Sakumat is a cross between a Dantesque pilgrim in the middle of his life’s journey (he’s described as “neither young nor even old”) and a Buddha-like sage indifferent to earthly temptations (he demurs when Ganuan promises him riches, remarking that “a painter has but one mouth to enjoy the flavors of food and but one belly to comfort”). Madurer, too, is a mix, part precocious youth who excels at chess and part frisky pup who squeals with joy in games of hide-and-seek and takes pleasure in belting Sakumat with silk cushions. They immediately hit it off, and soon enough Sakumat forsakes his magnificent room so that he can sleep on a carpet beside Madurer’s bed, the better to hear the boy recount his dreams while they’re fresh in his mind.

The theme of artistic creation runs from the beginning of the book to its end. Sakumat neither chases the muses nor doggedly waits, paintbrush in hand, for them to appear. Instead, he revels in what we might call the negative space of the artist’s craft: He listens to Madurer’s words, observes his everyday world and above all gauges his wishes before commencing to sketch. Nearly half the book passes before his first brushstroke. By this point, Sakumat’s intention is clear. The murals of Madurer’s rooms will be not only for him, but also, in essence, by him. The painter’s brush will move in tandem with the boy’s imagination and, better still, his soul.

Sakumat and Madurer’s collaboration offers more than a parable about making art. It also reveals how we come to inhabit the forms we create. The pair’s discussions about a pirate ship featured in one of the murals lead to endless modifications, from the number of men on board to the effect of the wind on the ship’s movements. Sakumat even adjusts its size, painting it bigger to simulate its approach and bring its details into focus for Madurer’s eyes. Art slowly transforms into narrative as the two comment on the imagery, culminating in Sakumat painting a cabin boy named Madurer sitting astride the bowsprit. Nature may have denied Madurer the chance to sail actual seas, but through his and Sakumat’s artistic partnership other types of flight become possible.

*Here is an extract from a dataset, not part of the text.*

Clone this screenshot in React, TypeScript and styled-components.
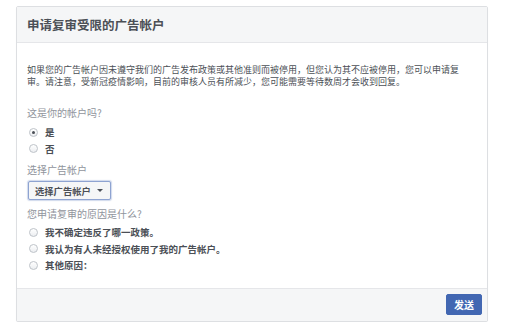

Fables are at their best when they move in and out of reality seamlessly, when their fantastic inventions illuminate the real-life problems we face and their make-believe characters’ masks fall off to reveal the human elements underneath. Italian culture has been blessed with such creations, from the tales of Italo Calvino and the cinema of Federico Fellini to of course Collodi’s marionette turned boy, Pinocchio. In Piumini’s “Glowrushes,” the imagination can only take one so far. No dazzling emanation from Sakumat’s magical brush can rescue Madurer from his tragic fate. However gut-wrenching, this plot turn is part of what makes the book such an aesthetic success. By its end, we have come to love this boy and to savor his friendship with Sakumat — a connection that blurs the line between fairy tale and lived experience.

The glowrushes of the title are conceived by Madurer, who describes them as rare “firefly-plants” that light up the nocturnal fields. One night soon after, Sakumat awakens him and tells him to look at the painted walls: “Bewildered, the boy sat up in bed. All around him in the darkness, hundreds of slender wisps glowed with a golden light. Bending this way and that, they shone throughout the dark meadow and seemed to sway in the wind.”

In the name of his love for a fragile child, Sakumat achieves his mightiest artistic feat, giving his young friend the one gift forever denied to him: nature itself.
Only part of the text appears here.